**Provided entries:**
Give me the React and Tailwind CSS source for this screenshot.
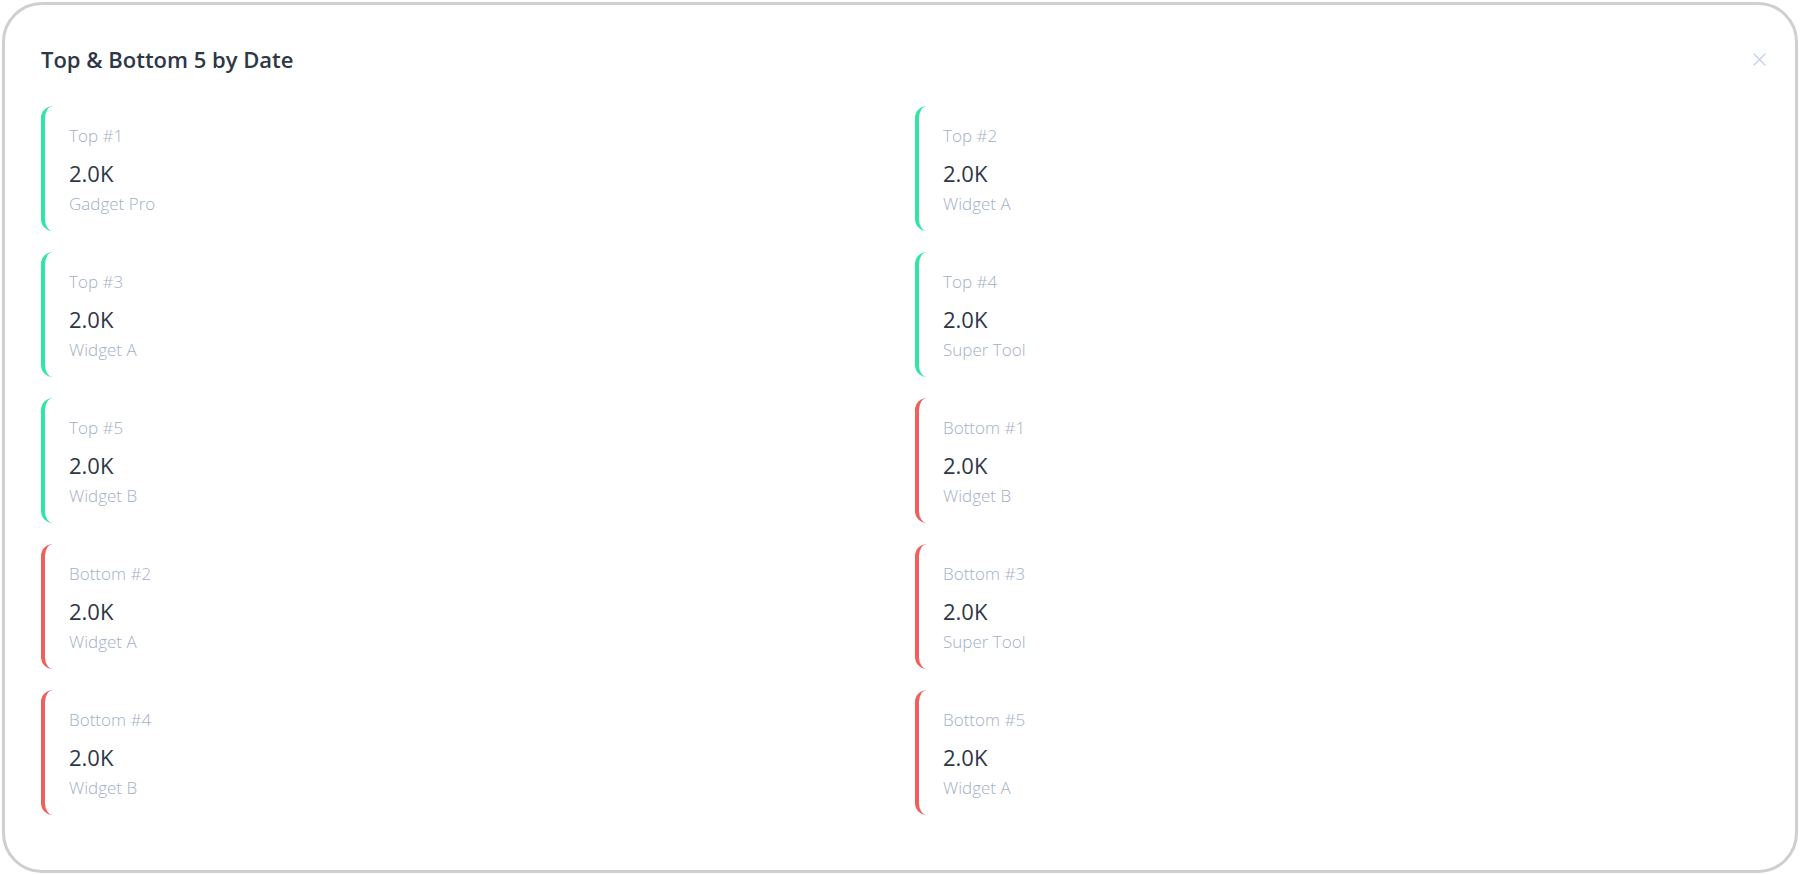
import React from 'react'

const ITEMS = [
  { label: 'Top #1', value: '2.0K', name: 'Gadget Pro', kind: 'top' },
  { label: 'Top #2', value: '2.0K', name: 'Widget A', kind: 'top' },
  { label: 'Top #3', value: '2.0K', name: 'Widget A', kind: 'top' },
  { label: 'Top #4', value: '2.0K', name: 'Super Tool', kind: 'top' },
  { label: 'Top #5', value: '2.0K', name: 'Widget B', kind: 'top' },
  { label: 'Bottom #1', value: '2.0K', name: 'Widget B', kind: 'bottom' },
  { label: 'Bottom #2', value: '2.0K', name: 'Widget A', kind: 'bottom' },
  { label: 'Bottom #3', value: '2.0K', name: 'Super Tool', kind: 'bottom' },
  { label: 'Bottom #4', value: '2.0K', name: 'Widget B', kind: 'bottom' },
  { label: 'Bottom #5', value: '2.0K', name: 'Widget A', kind: 'bottom' },
]

function RankCard({ item }) {
  const edge = item.kind === 'top' ? 'border-[#2fe6a4]' : 'border-[#ef5f5c]'
  return (
    <div className={`h-[125px] rounded-[12px] border-l-4 ${edge} bg-white pl-6 pt-[19px]`}>
      <div className="text-[17px] leading-[22px] font-light text-[#a3afc6]">{item.label}</div>
      <div className="mt-[12px] text-[22px] leading-[28px] font-medium text-[#2d3748]">{item.value}</div>
      <div className="mt-[6px] text-[17px] leading-[22px] font-light text-[#a3afc6]">{item.name}</div>
    </div>
  )
}

export default function App() {
  return (
    <div className="h-[875px] w-full bg-white p-[2px]" style={{ fontFamily: '"Open Sans", "Noto Sans", sans-serif' }}>
      <div className="h-full rounded-[40px] border-[3px] border-[#cfcfcf] bg-white px-9 pt-10">
        <div className="flex items-center justify-between">
          <h2 className="text-[22px] leading-[28px] font-semibold text-[#2d3748]">Top &amp; Bottom 5 by Date</h2>
          <button className="-mr-[7px] text-[#c5cdf0]">
            <svg width="13" height="13" viewBox="0 0 13 13" fill="none" stroke="currentColor" strokeWidth="1.3" strokeLinecap="round">
              <path d="M1 1 L12 12 M12 1 L1 12" />
            </svg>
          </button>
        </div>

        <div className="mt-[33px] grid grid-cols-2 gap-x-[30px] gap-y-[21px]">
          {ITEMS.map((item) => (
            <RankCard key={item.label} item={item} />
          ))}
        </div>
      </div>
    </div>
  )
}
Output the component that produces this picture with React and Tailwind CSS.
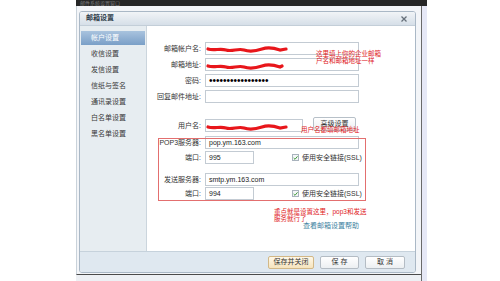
import React from 'react';

const font = { fontFamily: '"Liberation Sans", "Noto Sans CJK SC", sans-serif' };

const menu = ['帐户设置', '收信设置', '发信设置', '信纸与签名', '通讯录设置', '白名单设置', '黑名单设置'];

// red redaction scribble drawn over a field
function Scribble({ w = 80, top = 3 }) {
  return (
    <svg className="absolute left-0 pointer-events-none" style={{ top }} width={w + 4} height="8" viewBox={`0 0 ${w + 4} 8`}>
      <path
        d={`M2 4 C8 6 14 3 20 5 S32 3 38 5 S50 6 56 4 S68 3 74 5 L${w} 4`}
        stroke="#e8161b"
        strokeWidth="3.2"
        fill="none"
        strokeLinecap="round"
      />
    </svg>
  );
}

function Field({ label, w = 'w-[154px]', children, className = '' }) {
  return (
    <div className={`flex items-center ${className}`}>
      <div className="w-[55px] shrink-0 text-right text-[7px] leading-[13px] text-[#333] pr-[1px]">{label}</div>
      <div className={`relative ml-[3px] h-[13px] ${w} border border-[#c3cbd3] bg-white text-[7px] leading-[11px] text-[#222] pl-[3px]`}>
        {children}
      </div>
    </div>
  );
}

function SSL() {
  return (
    <div className="flex items-center ml-[38px]">
      <div className="w-[7px] h-[7px] border border-[#a9b3bd] bg-[#f4f6f8] flex items-center justify-center">
        <svg width="6" height="6" viewBox="0 0 6 6">
          <path d="M0.8 3 L2.4 4.6 L5.4 1" stroke="#3f9a3a" strokeWidth="1.2" fill="none" />
        </svg>
      </div>
      <span className="ml-[3px] text-[7px] leading-[9px] text-[#333]">使用安全链接(SSL)</span>
    </div>
  );
}

export default function App() {
  return (
    <div className="w-[500px] h-[281px] bg-white flex overflow-hidden" style={font}>
      <div className="ml-[76px] w-[351px] h-[281px] flex flex-col">
        {/* host window top bar */}
        <div className="h-[6px] bg-[#262626] overflow-hidden flex items-center">
          <div className="pl-[4px] text-[5px] leading-[6px] text-[#7e7e7e]">邮件系统设置窗口</div>
        </div>

        <div className="flex h-[275px]">
          <div className="w-[345px] flex flex-col">
            <div className="h-[269px] border-l border-[#c9d2da] border-b border-b-[#4a4a4a] bg-[#f3f5f8] pl-[2px] pt-[5px] pr-[5px]">
              {/* dialog */}
              <div className="w-[337px] h-[262px] border border-[#aab8c6] rounded-[3px] bg-white flex flex-col overflow-hidden">
                <div className="h-[14px] bg-gradient-to-b from-[#f1f4f7] to-[#d6dfe8] border-b border-[#c3ced8] flex items-center justify-between pl-[6px] pr-[8px]">
                  <span className="text-[7px] font-bold text-[#2d3b48]">邮箱设置</span>
                  <svg width="6" height="6" viewBox="0 0 6 6">
                    <path d="M0.5 0.5 L5.5 5.5 M5.5 0.5 L0.5 5.5" stroke="#66707a" strokeWidth="1.3" />
                  </svg>
                </div>

                <div className="flex h-[225px]">
                  {/* sidebar */}
                  <div className="w-[67px] shrink-0 bg-[#e7edf1] border-r border-[#cbd5dd] pt-[5px]">
                    {menu.map((m, i) => (
                      <div
                        key={m}
                        className={
                          i === 0
                            ? 'h-[14px] mx-[1px] mb-[1px] pl-[10px] flex items-center text-[7px] text-white bg-gradient-to-b from-[#a9c3de] to-[#7a9fc7]'
                            : 'h-[16px] pl-[11px] flex items-center text-[7px] text-[#3a3a3a]'
                        }
                      >
                        {m}
                      </div>
                    ))}
                  </div>

                  {/* main form */}
                  <div className="relative flex-1 pt-[16px]">
                    <Field label="邮箱帐户名:">
                      <Scribble w={80} top={2} />
                    </Field>
                    <Field label="邮箱地址:" className="mt-[3px]">
                      <Scribble w={76} top={3} />
                    </Field>
                    <Field label="密码:" className="mt-[3px]">
                      <span className="text-[10px] leading-[11px] text-black">•••••••••••••••••</span>
                    </Field>
                    <Field label="回复邮件地址:" className="mt-[3px]" />

                    <div className="flex items-start mt-[14px] h-[15px]">
                      <Field label="用户名:" w="w-[98px]" className="mt-[2px]">
                        <Scribble w={80} top={3} />
                      </Field>
                      <div className="ml-[10px] w-[43px] h-[14px] border border-[#b7c0c8] rounded-[2px] bg-gradient-to-b from-white to-[#eceff2] flex items-center justify-center text-[7px] text-[#333]">
                        高级设置
                      </div>
                    </div>

                    <Field label="POP3服务器:" className="mt-[4px]">pop.ym.163.com</Field>
                    <div className="flex items-center mt-[2px]">
                      <Field label="端口:" w="w-[49px]">995</Field>
                      <SSL />
                    </div>
                    <Field label="发送服务器:" className="mt-[9px]">smtp.ym.163.com</Field>
                    <div className="flex items-center mt-[1px]">
                      <Field label="端口:" w="w-[49px]">994</Field>
                      <SSL />
                    </div>

                    <div className="mt-[22px] ml-[58px] w-[154px] text-right text-[7px] leading-[8px] text-[#3d7f9e]">
                      查看邮箱设置帮助
                    </div>

                    {/* annotations */}
                    <div className="absolute left-[11px] top-[112px] w-[208px] h-[63px] border border-[#e36f6f] pointer-events-none" />
                    <div className="absolute left-[169px] top-[25px] text-[6.5px] leading-[6.5px] text-[#e0201c] whitespace-nowrap">
                      这里填上你的企业邮箱
                      <br />
                      户名和邮箱地址一样
                    </div>
                    <div className="absolute left-[154px] top-[100px] text-[6.5px] leading-[7px] text-[#e0201c] whitespace-nowrap">
                      用户名都填邮箱地址
                    </div>
                    <div className="absolute left-[127px] top-[183px] text-[6.5px] leading-[6.5px] text-[#e0201c] whitespace-nowrap">
                      重点就是设置这里，pop3和发送
                      <br />
                      服务就行了
                    </div>
                  </div>
                </div>

                {/* footer */}
                <div className="flex-1 bg-[#dfe8f0] border-t border-[#c6d2dc] flex items-center justify-end pr-[10px] gap-[6px]">
                  <div className="w-[46px] h-[13px] border border-[#d2b887] rounded-[2px] bg-gradient-to-b from-[#fff8e8] to-[#f6e4bd] flex items-center justify-center text-[7px] text-[#333]">
                    保存并关闭
                  </div>
                  <div className="w-[39px] h-[13px] border border-[#b4bcc4] rounded-[2px] bg-gradient-to-b from-white to-[#eceff2] flex items-center justify-center text-[7px] text-[#333]">
                    保&nbsp;存
                  </div>
                  <div className="w-[40px] h-[13px] border border-[#b4bcc4] rounded-[2px] bg-gradient-to-b from-white to-[#eceff2] flex items-center justify-center text-[7px] text-[#333]">
                    取&nbsp;消
                  </div>
                </div>
              </div>
            </div>
            <div className="flex-1 bg-[#edf0f4]" />
          </div>
          <div className="w-[1px] bg-[#6a6a6a]" />
          <div className="w-[5px] bg-[#e6e8f6]" />
        </div>
      </div>
    </div>
  );
}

**Task to carry out:** Give a single number: the count of lines above that include the word "React".

**Task solution:** 4